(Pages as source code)
________________

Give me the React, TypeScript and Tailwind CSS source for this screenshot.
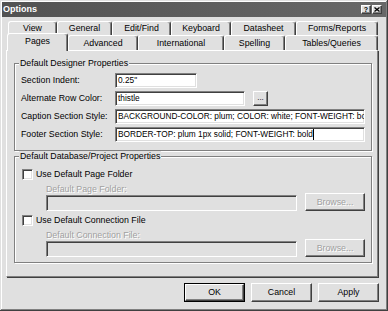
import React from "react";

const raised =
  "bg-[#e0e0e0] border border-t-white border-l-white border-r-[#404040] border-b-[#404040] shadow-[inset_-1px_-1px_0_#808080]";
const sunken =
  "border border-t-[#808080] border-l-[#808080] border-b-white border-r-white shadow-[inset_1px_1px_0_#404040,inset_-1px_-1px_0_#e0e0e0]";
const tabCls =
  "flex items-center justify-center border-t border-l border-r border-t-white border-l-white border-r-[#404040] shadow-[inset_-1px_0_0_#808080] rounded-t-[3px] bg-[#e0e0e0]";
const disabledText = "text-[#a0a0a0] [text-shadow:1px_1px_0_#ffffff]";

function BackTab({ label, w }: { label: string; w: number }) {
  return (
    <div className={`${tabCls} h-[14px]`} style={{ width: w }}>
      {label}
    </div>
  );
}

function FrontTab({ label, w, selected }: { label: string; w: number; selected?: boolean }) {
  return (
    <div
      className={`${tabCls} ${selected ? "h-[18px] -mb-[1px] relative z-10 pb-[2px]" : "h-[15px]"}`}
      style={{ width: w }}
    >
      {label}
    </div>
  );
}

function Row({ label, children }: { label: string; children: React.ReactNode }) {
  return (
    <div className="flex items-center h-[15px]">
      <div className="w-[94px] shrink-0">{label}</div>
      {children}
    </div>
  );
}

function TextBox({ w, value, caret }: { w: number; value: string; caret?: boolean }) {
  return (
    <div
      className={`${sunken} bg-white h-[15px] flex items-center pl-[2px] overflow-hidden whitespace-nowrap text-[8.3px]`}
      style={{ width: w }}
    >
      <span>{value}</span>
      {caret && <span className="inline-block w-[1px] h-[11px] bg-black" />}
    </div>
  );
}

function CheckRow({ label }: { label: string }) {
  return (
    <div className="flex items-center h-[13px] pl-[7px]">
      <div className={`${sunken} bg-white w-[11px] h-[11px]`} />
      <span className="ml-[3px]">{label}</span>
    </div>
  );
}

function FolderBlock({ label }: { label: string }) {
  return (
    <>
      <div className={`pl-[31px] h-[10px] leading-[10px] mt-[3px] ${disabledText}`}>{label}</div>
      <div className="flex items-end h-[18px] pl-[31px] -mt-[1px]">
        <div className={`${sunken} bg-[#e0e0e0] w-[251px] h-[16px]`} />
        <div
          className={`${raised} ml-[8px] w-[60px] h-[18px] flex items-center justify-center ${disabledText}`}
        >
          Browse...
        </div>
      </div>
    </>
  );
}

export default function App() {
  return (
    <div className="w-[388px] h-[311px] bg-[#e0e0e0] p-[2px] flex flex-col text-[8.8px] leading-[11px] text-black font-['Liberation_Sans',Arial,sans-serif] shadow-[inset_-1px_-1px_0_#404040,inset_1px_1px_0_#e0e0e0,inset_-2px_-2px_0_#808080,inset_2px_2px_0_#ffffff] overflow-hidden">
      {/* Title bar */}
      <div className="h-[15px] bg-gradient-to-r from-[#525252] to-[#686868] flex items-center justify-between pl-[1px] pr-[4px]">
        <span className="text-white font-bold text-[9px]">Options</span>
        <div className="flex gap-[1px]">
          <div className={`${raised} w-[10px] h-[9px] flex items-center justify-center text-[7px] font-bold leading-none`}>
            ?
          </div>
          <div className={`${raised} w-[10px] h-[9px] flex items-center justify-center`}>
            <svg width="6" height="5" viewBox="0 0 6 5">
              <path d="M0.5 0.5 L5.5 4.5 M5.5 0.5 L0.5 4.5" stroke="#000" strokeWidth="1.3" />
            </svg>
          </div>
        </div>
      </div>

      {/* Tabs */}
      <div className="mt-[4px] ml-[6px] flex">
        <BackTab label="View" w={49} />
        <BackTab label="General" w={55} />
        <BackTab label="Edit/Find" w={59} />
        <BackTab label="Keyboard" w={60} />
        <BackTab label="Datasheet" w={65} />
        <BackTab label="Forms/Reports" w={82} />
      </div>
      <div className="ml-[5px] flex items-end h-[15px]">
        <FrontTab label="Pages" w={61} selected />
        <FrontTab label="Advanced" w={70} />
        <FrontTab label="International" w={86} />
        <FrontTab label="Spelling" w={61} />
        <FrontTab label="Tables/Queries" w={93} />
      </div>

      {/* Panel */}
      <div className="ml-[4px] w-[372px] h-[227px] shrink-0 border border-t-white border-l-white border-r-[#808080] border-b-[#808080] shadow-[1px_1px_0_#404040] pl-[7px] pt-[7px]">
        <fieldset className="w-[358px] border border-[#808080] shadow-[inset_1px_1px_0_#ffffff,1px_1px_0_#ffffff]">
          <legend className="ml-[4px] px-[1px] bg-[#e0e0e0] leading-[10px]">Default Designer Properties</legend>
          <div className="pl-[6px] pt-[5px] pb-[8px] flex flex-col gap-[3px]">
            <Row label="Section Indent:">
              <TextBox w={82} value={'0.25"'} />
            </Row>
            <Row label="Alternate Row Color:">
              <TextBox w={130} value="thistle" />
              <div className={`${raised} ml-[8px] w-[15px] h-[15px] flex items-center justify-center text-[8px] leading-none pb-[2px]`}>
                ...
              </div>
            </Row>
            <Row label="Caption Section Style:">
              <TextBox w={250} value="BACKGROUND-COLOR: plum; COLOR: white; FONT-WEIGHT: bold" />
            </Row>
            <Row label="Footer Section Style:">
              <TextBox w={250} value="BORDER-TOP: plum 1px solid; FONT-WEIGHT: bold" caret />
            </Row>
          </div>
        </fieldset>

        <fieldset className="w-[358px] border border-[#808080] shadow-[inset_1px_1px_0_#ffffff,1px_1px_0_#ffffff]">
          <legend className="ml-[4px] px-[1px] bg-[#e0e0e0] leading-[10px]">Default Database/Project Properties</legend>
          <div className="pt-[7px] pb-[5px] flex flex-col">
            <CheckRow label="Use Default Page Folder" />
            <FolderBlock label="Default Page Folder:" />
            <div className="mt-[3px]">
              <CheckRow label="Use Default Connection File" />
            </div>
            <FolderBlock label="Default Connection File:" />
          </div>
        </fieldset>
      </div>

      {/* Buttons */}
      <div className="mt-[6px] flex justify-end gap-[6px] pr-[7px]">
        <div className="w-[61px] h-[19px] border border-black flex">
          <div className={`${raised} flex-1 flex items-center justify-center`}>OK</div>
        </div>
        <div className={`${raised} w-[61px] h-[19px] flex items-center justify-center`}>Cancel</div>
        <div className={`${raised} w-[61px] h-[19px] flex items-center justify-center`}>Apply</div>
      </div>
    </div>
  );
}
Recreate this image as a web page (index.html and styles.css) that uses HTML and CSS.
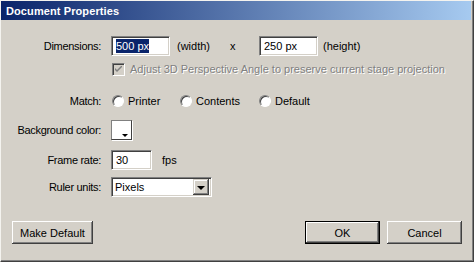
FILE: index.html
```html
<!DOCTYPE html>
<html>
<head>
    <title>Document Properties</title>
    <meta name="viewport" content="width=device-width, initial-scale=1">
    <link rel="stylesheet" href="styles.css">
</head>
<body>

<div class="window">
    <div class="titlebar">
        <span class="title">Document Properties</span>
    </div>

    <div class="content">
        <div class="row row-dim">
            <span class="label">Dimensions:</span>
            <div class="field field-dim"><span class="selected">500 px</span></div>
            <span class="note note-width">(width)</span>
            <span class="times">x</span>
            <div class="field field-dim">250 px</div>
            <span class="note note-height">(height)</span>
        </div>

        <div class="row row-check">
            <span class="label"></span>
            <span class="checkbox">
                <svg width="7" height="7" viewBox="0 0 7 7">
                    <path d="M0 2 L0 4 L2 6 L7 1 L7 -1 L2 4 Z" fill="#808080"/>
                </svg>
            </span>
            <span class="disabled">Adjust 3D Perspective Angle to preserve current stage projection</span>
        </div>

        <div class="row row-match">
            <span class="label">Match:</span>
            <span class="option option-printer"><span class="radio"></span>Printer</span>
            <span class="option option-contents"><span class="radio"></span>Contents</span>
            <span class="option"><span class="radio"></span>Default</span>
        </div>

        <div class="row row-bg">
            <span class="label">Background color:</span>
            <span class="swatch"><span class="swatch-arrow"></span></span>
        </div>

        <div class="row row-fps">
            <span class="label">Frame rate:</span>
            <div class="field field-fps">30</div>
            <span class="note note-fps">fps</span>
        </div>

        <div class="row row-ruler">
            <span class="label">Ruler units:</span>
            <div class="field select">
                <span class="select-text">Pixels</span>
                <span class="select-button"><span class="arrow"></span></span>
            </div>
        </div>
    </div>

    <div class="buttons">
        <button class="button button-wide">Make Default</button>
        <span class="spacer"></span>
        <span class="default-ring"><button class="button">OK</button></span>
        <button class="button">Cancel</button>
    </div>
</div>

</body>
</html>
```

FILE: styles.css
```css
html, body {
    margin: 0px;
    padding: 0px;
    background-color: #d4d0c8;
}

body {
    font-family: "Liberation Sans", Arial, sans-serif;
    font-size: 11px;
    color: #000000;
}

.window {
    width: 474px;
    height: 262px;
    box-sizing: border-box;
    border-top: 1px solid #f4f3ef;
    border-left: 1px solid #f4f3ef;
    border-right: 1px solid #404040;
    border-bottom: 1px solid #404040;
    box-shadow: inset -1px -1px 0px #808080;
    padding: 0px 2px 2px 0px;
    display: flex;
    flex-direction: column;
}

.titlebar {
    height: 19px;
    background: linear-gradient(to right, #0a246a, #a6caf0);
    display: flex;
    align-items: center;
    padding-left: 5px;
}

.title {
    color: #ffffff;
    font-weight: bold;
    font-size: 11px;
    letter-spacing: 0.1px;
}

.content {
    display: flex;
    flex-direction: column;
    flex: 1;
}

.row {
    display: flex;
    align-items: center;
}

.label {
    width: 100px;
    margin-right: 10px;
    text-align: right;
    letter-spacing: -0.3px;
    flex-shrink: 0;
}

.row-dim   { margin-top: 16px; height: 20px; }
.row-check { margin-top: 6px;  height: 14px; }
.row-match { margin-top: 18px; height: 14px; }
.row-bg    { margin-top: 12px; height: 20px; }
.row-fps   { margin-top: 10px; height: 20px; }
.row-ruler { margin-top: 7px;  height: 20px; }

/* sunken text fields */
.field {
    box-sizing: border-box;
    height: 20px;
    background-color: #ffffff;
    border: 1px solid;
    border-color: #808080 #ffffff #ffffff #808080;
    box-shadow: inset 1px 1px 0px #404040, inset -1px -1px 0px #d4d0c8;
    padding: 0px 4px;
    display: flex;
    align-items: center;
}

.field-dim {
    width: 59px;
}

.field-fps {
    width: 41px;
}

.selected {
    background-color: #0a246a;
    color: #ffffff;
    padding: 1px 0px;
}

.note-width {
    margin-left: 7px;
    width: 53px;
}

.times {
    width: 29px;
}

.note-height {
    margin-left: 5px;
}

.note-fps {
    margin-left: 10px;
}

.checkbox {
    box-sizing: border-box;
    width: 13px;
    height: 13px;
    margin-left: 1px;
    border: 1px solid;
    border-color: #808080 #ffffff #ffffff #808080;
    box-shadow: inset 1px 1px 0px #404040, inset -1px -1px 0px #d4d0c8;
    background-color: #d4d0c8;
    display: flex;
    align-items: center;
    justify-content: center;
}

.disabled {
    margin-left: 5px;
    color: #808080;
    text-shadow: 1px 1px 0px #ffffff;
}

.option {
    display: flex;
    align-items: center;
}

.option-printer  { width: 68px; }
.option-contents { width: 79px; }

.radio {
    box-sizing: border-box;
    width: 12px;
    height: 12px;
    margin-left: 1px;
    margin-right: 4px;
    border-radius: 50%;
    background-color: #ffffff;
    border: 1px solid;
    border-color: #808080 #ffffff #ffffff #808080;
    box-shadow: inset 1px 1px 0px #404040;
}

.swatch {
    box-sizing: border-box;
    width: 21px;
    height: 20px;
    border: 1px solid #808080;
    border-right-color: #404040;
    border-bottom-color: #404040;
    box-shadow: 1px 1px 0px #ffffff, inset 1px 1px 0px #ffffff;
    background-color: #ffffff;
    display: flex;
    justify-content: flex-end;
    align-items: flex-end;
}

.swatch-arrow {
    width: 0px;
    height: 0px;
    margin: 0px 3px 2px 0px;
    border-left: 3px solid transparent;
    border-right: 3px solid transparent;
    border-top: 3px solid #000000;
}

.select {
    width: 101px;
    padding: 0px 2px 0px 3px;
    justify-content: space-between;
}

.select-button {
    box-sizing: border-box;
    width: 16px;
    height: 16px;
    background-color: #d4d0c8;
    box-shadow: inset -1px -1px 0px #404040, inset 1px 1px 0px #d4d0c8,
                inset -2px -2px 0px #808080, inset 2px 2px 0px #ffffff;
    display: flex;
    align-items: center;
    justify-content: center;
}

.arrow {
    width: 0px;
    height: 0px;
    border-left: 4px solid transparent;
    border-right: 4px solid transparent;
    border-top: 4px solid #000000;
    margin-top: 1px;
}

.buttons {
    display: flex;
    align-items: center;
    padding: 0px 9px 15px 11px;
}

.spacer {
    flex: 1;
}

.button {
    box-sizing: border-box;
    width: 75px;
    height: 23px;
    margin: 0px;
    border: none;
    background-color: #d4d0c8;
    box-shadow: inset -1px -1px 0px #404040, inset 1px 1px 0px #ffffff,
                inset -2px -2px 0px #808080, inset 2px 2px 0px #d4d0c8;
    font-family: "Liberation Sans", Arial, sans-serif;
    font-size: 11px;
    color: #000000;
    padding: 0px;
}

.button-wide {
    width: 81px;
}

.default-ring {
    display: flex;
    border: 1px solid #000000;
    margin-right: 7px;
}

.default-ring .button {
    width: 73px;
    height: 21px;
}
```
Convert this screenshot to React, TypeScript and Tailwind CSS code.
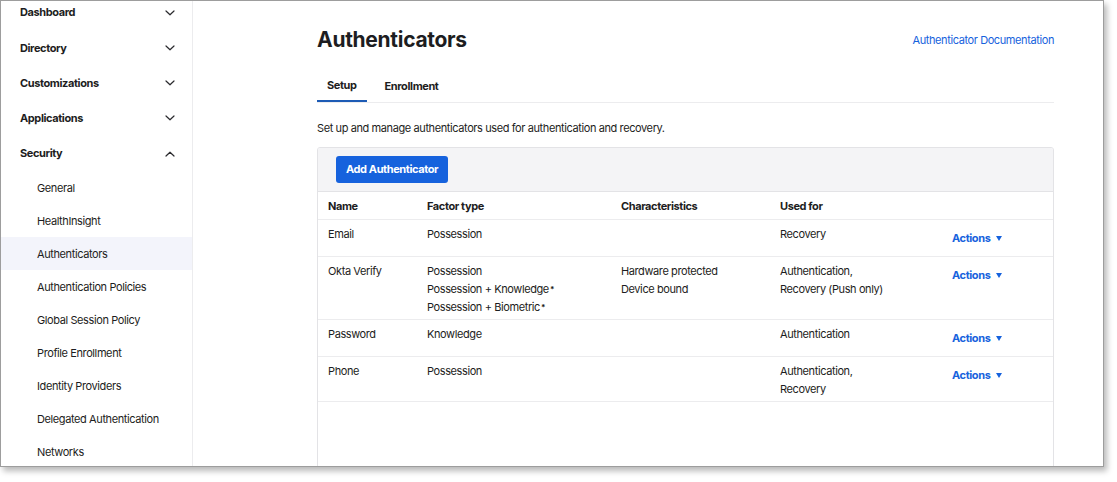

________________

**Written request:** Extract each line holding the string "index".

**Task result:**
Recreate this image as a web page (index.html and styles.css) that uses HTML and CSS.
FILE: index.html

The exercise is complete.